**Exercise**:
Find each line with the word "index" in it, then give the total alone.

**Information shown**:
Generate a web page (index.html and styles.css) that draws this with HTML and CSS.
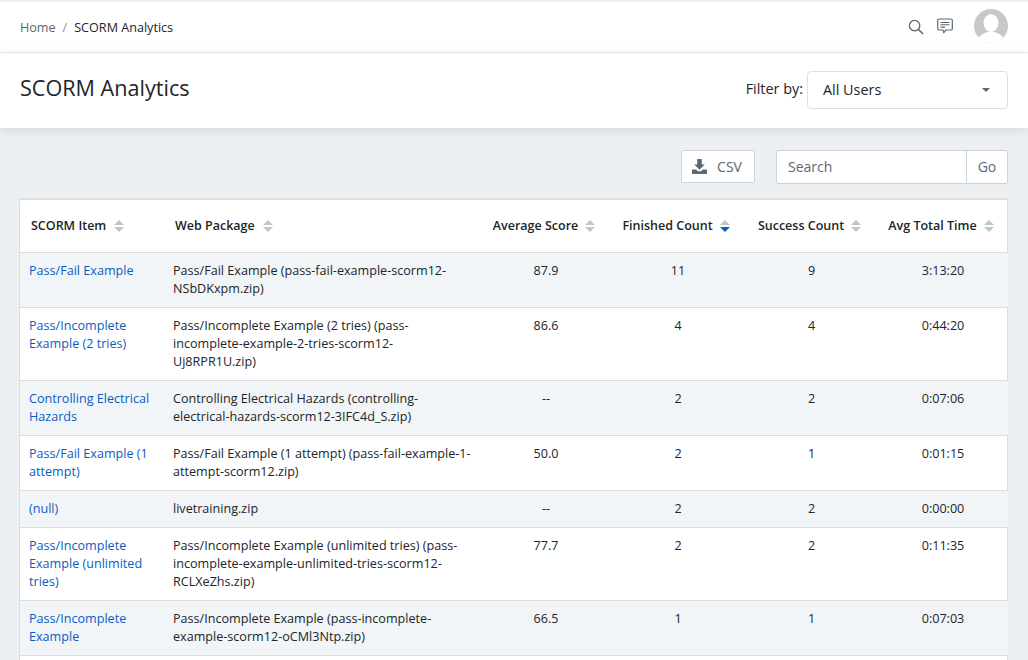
FILE: index.html
```html
<!DOCTYPE html>
<html lang="en">
<head>
<meta charset="utf-8">
<title>SCORM Analytics</title>
<link rel="stylesheet" href="styles.css">
</head>
<body>
<header class="topbar">
  <nav class="crumbs"><a class="crumb-link">Home</a><span class="crumb-sep">/</span><span class="crumb-current">SCORM Analytics</span></nav>
  <div class="top-actions">
    <svg class="icon-search" width="16" height="16" viewBox="0 0 16 16"><circle cx="6.6" cy="6.6" r="5.2" fill="none" stroke="#5c6873" stroke-width="1.3"/><path d="M10.4 10.4l4.6 4.6" stroke="#5c6873" stroke-width="1.5" fill="none"/></svg>
    <svg class="icon-chat" width="16" height="16" viewBox="0 0 16 16"><path d="M2 1h12a1.3 1.3 0 0 1 1.3 1.3v8.4A1.3 1.3 0 0 1 14 12H9l-2.2 2.6L6 12H2A1.3 1.3 0 0 1 .7 10.700V2.300A1.300 1.300 0 0 1 2 1z" fill="none" stroke="#5c6873" stroke-width="1.200"/><path d="M3.500 4.500h9M3.500 6.800h9M3.500 9.100h4.500" stroke="#5c6873" stroke-width="1.100" fill="none"/></svg>
    <svg class="avatar" width="34" height="34" viewBox="0 0 34 34"><defs><clipPath id="av"><circle cx="17" cy="17" r="17"/></clipPath></defs><circle cx="17" cy="17" r="17" fill="#c8c8c8"/><g clip-path="url(#av)"><ellipse cx="17" cy="14" rx="7.500" ry="9" fill="#fff"/><path d="M3 34c0-7 6-9 10-11h8c4 2 10 4 10 11z" fill="#fff"/></g></svg>
  </div>
</header>
<section class="page-head">
  <h1 class="page-title">SCORM Analytics</h1>
  <div class="filter">
    <span class="filter-label">Filter by:</span>
    <div class="select"><span>All Users</span><span class="caret"></span></div>
  </div>
</section>
<main class="content">
  <div class="toolbar">
    <button class="csv-btn">
      <svg width="15" height="15" viewBox="0 0 15 15"><path d="M5.200 0h4.600v5.500h3L7.500 10.800 2.200 5.500h3z" fill="#5c6873"/><path d="M0 10.500h4.200l1.800 1.800h3l1.800-1.800H15V15H0z" fill="#5c6873"/></svg>
      <span>CSV</span>
    </button>
    <div class="search">
      <span class="search-input">Search</span>
      <span class="search-go">Go</span>
    </div>
  </div>
  <div class="card">
    <table class="grid">
      <colgroup><col class="c1"><col class="c2"><col class="c3"><col class="c4"><col class="c5"><col class="c6"></colgroup>
      <thead>
        <tr>
          <th class="left">SCORM Item<svg class="sort" width="10" height="12" viewBox="0 0 10 12"><path d="M5 0l5 5H0z" fill="#c2c6ca"/><path d="M5 12l5-5H0z" fill="#c2c6ca"/></svg></th>
          <th class="left">Web Package<svg class="sort" width="10" height="12" viewBox="0 0 10 12"><path d="M5 0l5 5H0z" fill="#c2c6ca"/><path d="M5 12l5-5H0z" fill="#c2c6ca"/></svg></th>
          <th>Average Score<svg class="sort" width="10" height="12" viewBox="0 0 10 12"><path d="M5 0l5 5H0z" fill="#c2c6ca"/><path d="M5 12l5-5H0z" fill="#c2c6ca"/></svg></th>
          <th>Finished Count<svg class="sort" width="10" height="12" viewBox="0 0 10 12"><path d="M5 0l5 5H0z" fill="#c2c6ca"/><path d="M5 12l5-5H0z" fill="#0b5cc1"/></svg></th>
          <th>Success Count<svg class="sort" width="10" height="12" viewBox="0 0 10 12"><path d="M5 0l5 5H0z" fill="#c2c6ca"/><path d="M5 12l5-5H0z" fill="#c2c6ca"/></svg></th>
          <th>Avg Total Time<svg class="sort" width="10" height="12" viewBox="0 0 10 12"><path d="M5 0l5 5H0z" fill="#c2c6ca"/><path d="M5 12l5-5H0z" fill="#c2c6ca"/></svg></th>
        </tr>
      </thead>
      <tbody>
        <tr><td class="left"><a>Pass/Fail Example</a></td><td class="left">Pass/Fail Example (pass-fail-example-scorm12-NSbDKxpm.zip)</td><td>87.9</td><td>11</td><td>9</td><td>3:13:20</td></tr>
        <tr><td class="left"><a>Pass/Incomplete Example (2 tries)</a></td><td class="left">Pass/Incomplete Example (2 tries) (pass-incomplete-example-2-tries-scorm12-Uj8RPR1U.zip)</td><td>86.6</td><td>4</td><td>4</td><td>0:44:20</td></tr>
        <tr><td class="left"><a>Controlling Electrical Hazards</a></td><td class="left">Controlling Electrical Hazards (controlling-electrical-hazards-scorm12-3IFC4d_S.zip)</td><td>--</td><td>2</td><td>2</td><td>0:07:06</td></tr>
        <tr><td class="left"><a>Pass/Fail Example (1 attempt)</a></td><td class="left">Pass/Fail Example (1 attempt) (pass-fail-example-1-attempt-scorm12.zip)</td><td>50.0</td><td>2</td><td>1</td><td>0:01:15</td></tr>
        <tr><td class="left"><a>(null)</a></td><td class="left">livetraining.zip</td><td>--</td><td>2</td><td>2</td><td>0:00:00</td></tr>
        <tr><td class="left"><a>Pass/Incomplete Example (unlimited tries)</a></td><td class="left">Pass/Incomplete Example (unlimited tries) (pass-incomplete-example-unlimited-tries-scorm12-RCLXeZhs.zip)</td><td>77.7</td><td>2</td><td>2</td><td>0:11:35</td></tr>
        <tr><td class="left"><a>Pass/Incomplete Example</a></td><td class="left">Pass/Incomplete Example (pass-incomplete-example-scorm12-oCMl3Ntp.zip)</td><td>66.5</td><td>1</td><td>1</td><td>0:07:03</td></tr>
        <tr><td class="left">&nbsp;</td><td class="left"></td><td></td><td></td><td></td><td></td></tr>
      </tbody>
    </table>
  </div>
</main>
</body>
</html>
```
FILE: styles.css
```css
* { box-sizing: border-box; }
html, body { margin: 0; height: 660px; overflow: hidden; }
body { background: #ecf0f3; color: #212529; font-family: "Open Sans", sans-serif; font-size: 12.600px; line-height: 18px; }
.topbar { margin-top: 2px; height: 51px; background: #fff; border-bottom: 1px solid #e8ebee; display: flex; align-items: center; justify-content: space-between; padding: 0 20px; }
.crumbs { display: flex; align-items: center; font-size: 12.600px; padding-top: 1px; }
.crumb-link { color: #5c6873; }
.crumb-sep { color: #8a939b; margin: 0 7px; }
.top-actions { display: flex; align-items: center; }
.icon-search { margin-right: 13px; }
.icon-chat { margin-right: 21px; margin-bottom: 3px; }
.avatar { display: block; margin-bottom: 2px; }
.page-head { height: 75px; background: #fff; display: flex; align-items: center; justify-content: space-between; padding: 0 20px; box-shadow: 0 2px 10px rgba(60, 75, 90, .14); position: relative; }
.page-title { margin: -5px 0 0; font-size: 21.600px; line-height: 30px; font-weight: 400; }
.filter { display: flex; align-items: center; font-size: 14.400px; margin-top: -1px; }
.filter-label { margin-right: 4px; margin-top: -2px; }
.select { width: 201px; height: 38px; padding: 0 17px 0 15px; background: #fff; border: 1px solid #dde1e5; border-radius: 4px; display: flex; align-items: center; justify-content: space-between; }
.caret { width: 0; height: 0; border: 4px solid transparent; border-top-color: #5c6873; border-bottom: 0; }
.content { padding: 22px 20px 0 19px; }
.toolbar { display: flex; justify-content: flex-end; align-items: flex-start; height: 49px; }
.csv-btn { width: 74px; height: 33px; padding: 0 2px 0 0; margin-right: 21px; background: #fff; border: 1px solid #ccd2d7; border-radius: 2px; color: #5c6873; font: 14px/18px "Open Sans", sans-serif; display: flex; align-items: center; justify-content: center; gap: 10px; }
.search { display: flex; width: 232px; height: 34px; font-size: 14px; color: #5c6873; background: #fff; border: 1px solid #ccd2d7; border-radius: 2px; }
.search-input { flex: 1; padding: 7px 11px; }
.search-go { width: 41px; text-align: center; padding-top: 7px; border-left: 1px solid #ccd2d7; }
.card { background: #fff; border: 1px solid #d9dee2; border-radius: 2px; box-shadow: 0 -1px 0 #dfe3e7; }
.grid { width: 988px; border-collapse: collapse; table-layout: fixed; }
.c1 { width: 144px; }
.c2 { width: 317px; }
.c3 { width: 130px; }
.c4 { width: 134px; }
.c5 { width: 133px; }
.c6 { width: 130px; }
th { height: 52px; padding: 0 4px 0 0; font-size: 12.500px; font-weight: 600; text-align: center; border-bottom: 1px solid #d9dee2; white-space: nowrap; }
th.left { text-align: left; padding-left: 11px; }
th.left .sort { margin-left: 8px; }
td { padding: 9px; text-align: center; vertical-align: top; border-bottom: 1px solid #d9dee2; }
td.left { text-align: left; }
td:nth-child(2) { padding-right: 10px; }
tbody tr:nth-child(odd) { background: #f1f5f8; }
a { color: #0b5cc1; }
.sort { margin-left: 7px; vertical-align: -2px; }
```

**Output of the task**:
2